◆ The task
Copy out each line of the data that holds the word "this".

== Raw records ==

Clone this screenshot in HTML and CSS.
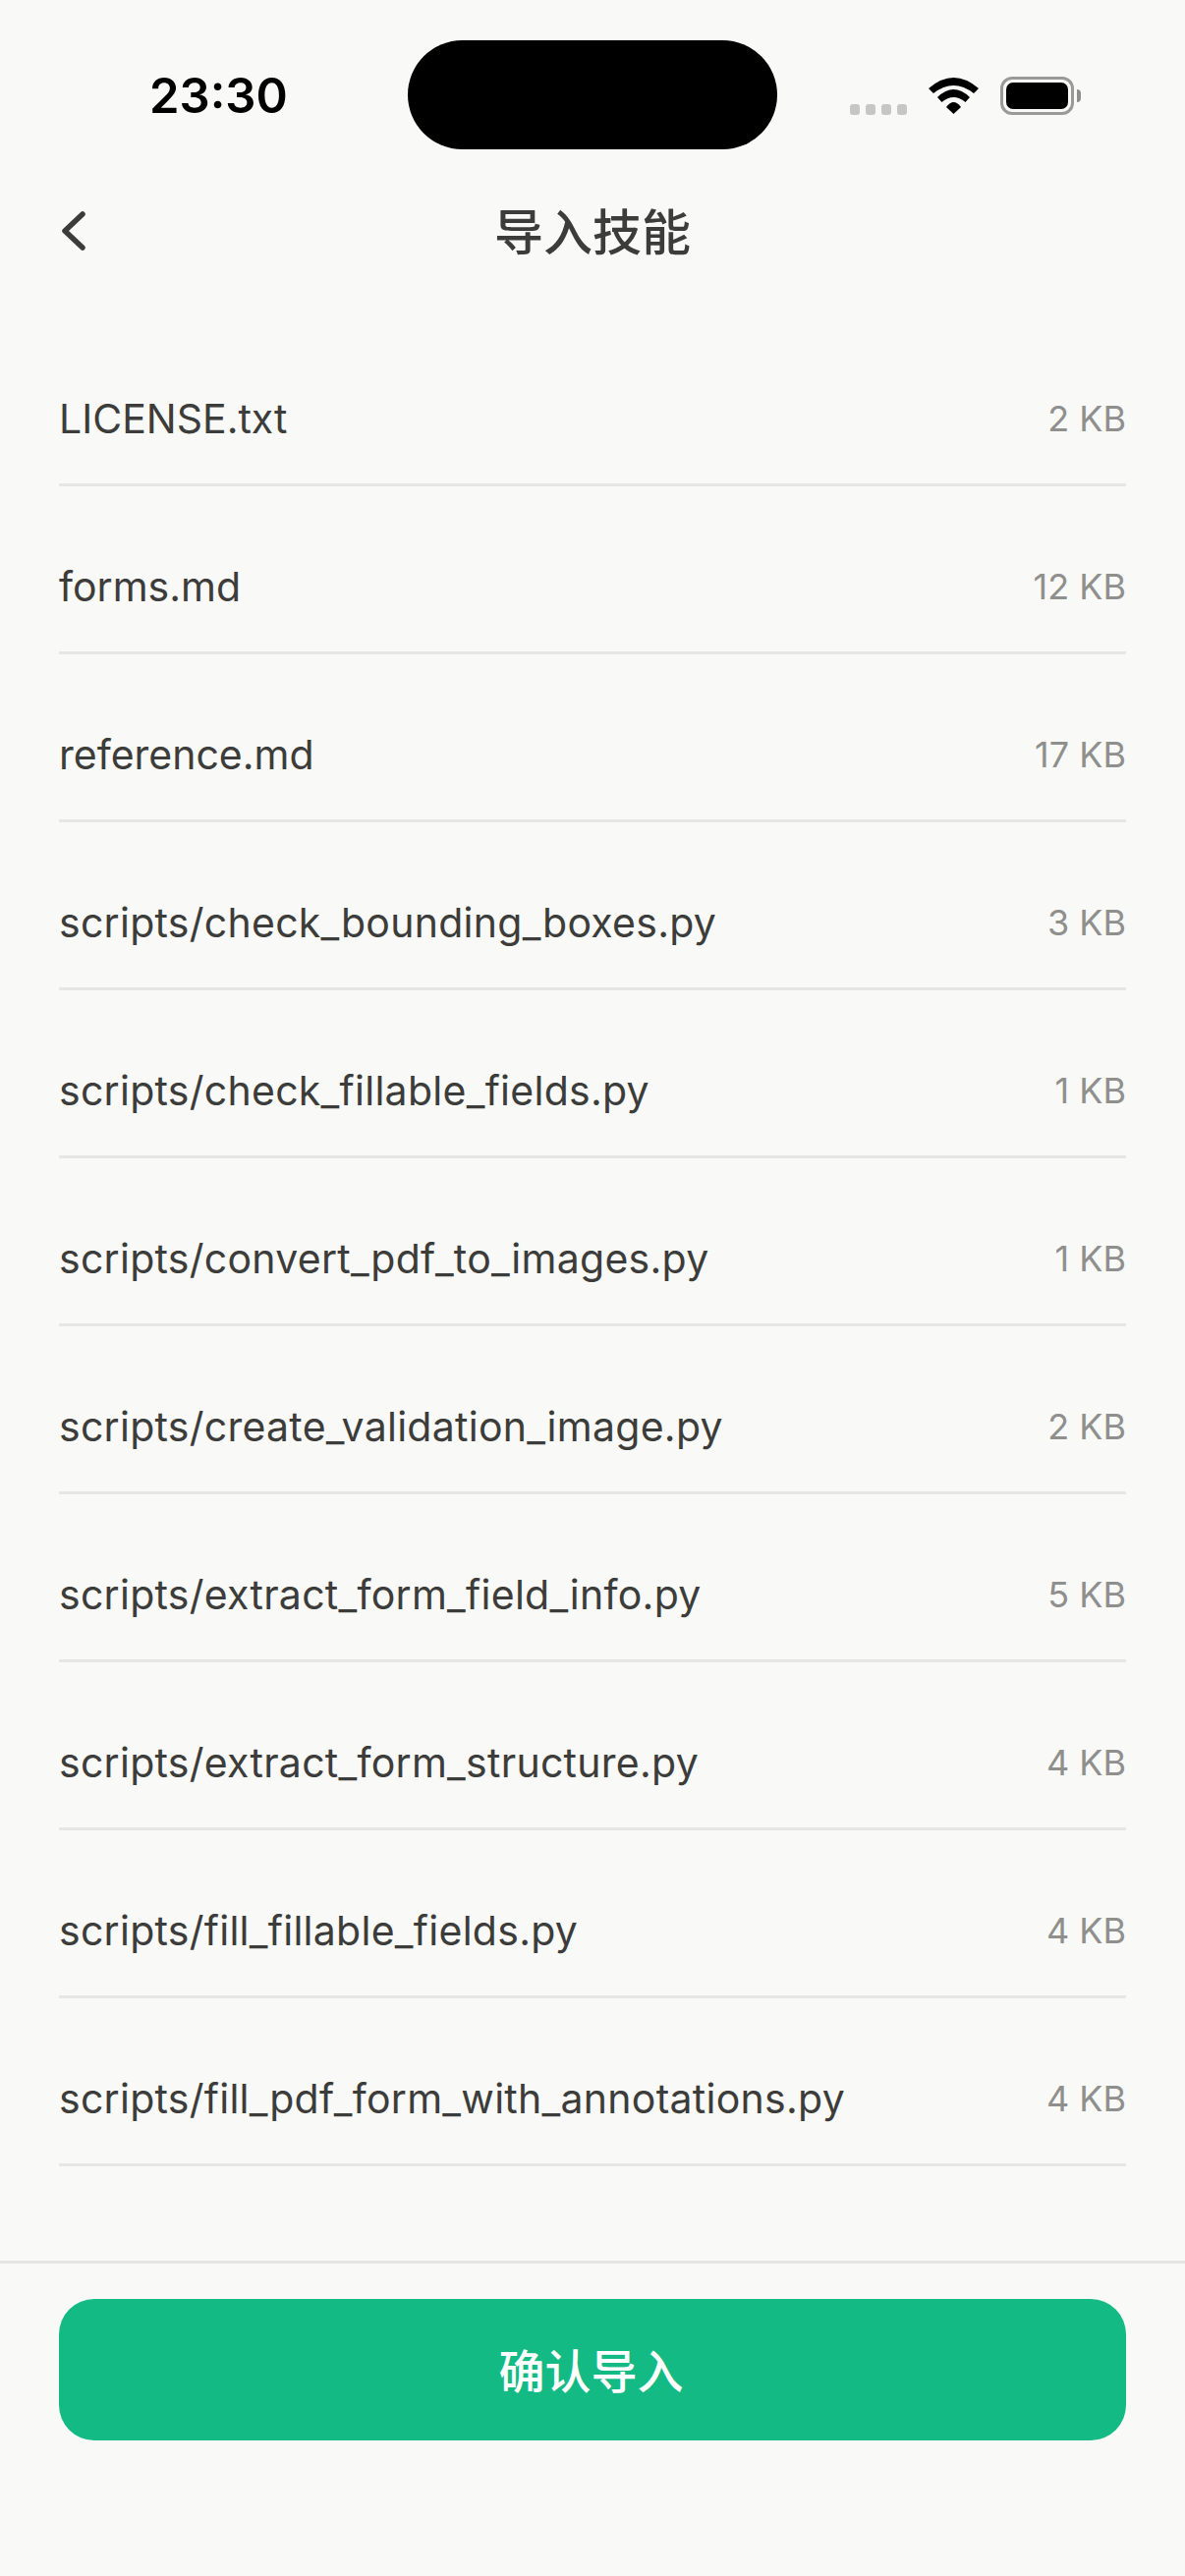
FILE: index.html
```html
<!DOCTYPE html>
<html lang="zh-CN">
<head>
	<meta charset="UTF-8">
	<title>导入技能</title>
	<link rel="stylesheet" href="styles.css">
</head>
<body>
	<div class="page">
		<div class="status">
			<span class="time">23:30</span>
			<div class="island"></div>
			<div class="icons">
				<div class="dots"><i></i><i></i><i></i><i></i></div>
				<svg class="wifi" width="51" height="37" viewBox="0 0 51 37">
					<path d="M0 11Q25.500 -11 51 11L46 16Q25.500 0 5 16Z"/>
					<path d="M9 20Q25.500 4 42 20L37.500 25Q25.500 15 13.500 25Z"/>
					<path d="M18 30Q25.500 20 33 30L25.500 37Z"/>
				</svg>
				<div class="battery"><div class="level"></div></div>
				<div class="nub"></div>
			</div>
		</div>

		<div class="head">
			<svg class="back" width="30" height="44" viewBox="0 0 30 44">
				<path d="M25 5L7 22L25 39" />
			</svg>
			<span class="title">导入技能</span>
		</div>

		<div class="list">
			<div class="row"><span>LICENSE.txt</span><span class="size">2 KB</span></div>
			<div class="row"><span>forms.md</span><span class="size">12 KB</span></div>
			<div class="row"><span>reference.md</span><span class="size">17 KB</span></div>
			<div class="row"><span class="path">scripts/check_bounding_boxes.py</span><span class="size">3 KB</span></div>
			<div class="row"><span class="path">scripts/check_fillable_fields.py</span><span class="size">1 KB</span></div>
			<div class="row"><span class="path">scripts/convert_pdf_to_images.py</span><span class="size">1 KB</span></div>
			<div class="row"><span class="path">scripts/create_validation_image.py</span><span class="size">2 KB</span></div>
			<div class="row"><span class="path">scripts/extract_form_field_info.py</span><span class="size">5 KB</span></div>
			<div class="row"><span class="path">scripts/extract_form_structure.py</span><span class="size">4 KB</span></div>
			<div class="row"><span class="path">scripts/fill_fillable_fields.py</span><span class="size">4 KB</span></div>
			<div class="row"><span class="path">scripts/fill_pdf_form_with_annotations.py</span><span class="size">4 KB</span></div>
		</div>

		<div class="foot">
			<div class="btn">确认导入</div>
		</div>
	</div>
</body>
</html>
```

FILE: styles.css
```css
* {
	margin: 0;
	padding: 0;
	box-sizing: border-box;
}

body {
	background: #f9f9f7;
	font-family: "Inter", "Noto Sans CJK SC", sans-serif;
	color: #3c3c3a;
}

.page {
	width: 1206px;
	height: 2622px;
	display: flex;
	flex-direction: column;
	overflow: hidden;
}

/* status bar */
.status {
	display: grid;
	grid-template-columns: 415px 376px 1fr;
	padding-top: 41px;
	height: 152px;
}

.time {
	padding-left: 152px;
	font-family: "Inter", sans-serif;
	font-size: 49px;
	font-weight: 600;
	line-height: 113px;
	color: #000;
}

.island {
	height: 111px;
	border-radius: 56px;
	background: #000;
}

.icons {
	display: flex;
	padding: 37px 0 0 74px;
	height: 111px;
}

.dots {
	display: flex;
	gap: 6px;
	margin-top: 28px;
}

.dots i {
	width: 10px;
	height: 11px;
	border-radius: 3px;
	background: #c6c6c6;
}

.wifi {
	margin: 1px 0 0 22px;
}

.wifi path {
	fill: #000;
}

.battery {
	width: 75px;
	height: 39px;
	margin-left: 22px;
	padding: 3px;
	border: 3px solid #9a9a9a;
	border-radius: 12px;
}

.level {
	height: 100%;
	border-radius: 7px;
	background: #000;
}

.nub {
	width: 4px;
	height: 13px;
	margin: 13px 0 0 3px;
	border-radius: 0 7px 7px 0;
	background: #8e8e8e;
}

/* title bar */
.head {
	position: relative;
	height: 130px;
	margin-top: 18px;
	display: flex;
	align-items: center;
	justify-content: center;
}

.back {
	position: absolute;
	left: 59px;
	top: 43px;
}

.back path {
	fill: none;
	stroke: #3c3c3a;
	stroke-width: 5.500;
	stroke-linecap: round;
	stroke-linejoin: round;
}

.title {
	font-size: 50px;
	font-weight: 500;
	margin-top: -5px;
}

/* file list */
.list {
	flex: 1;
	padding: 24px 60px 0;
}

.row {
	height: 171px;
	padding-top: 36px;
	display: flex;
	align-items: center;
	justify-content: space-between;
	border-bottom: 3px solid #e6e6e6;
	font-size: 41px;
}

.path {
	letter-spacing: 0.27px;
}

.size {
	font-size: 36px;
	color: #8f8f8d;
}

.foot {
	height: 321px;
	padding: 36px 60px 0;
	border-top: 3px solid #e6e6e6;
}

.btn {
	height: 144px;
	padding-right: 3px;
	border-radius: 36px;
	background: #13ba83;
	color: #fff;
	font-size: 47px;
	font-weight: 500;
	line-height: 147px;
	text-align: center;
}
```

===
== Raw records ==

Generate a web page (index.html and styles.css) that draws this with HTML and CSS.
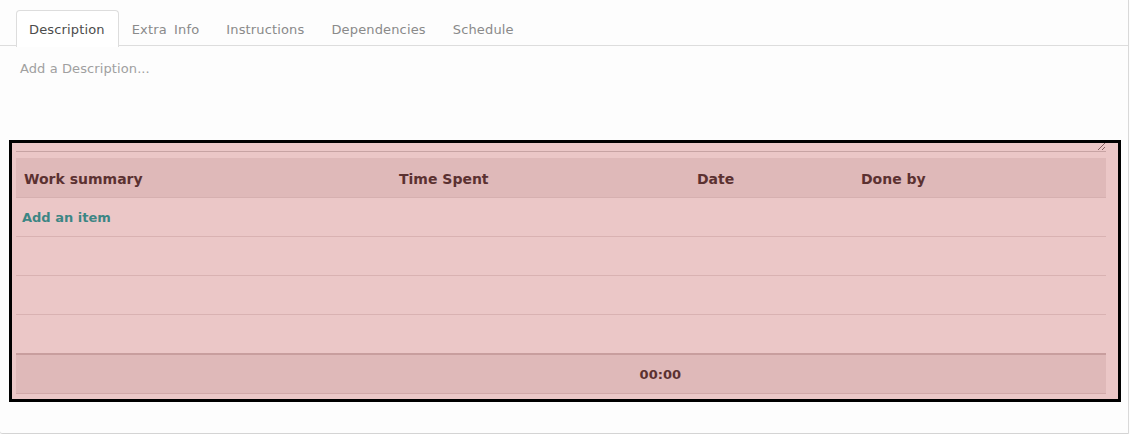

===

◆ Exercise answer
Clone this screenshot in HTML and CSS.
Generate a web page (index.html and styles.css) that draws this with HTML and CSS.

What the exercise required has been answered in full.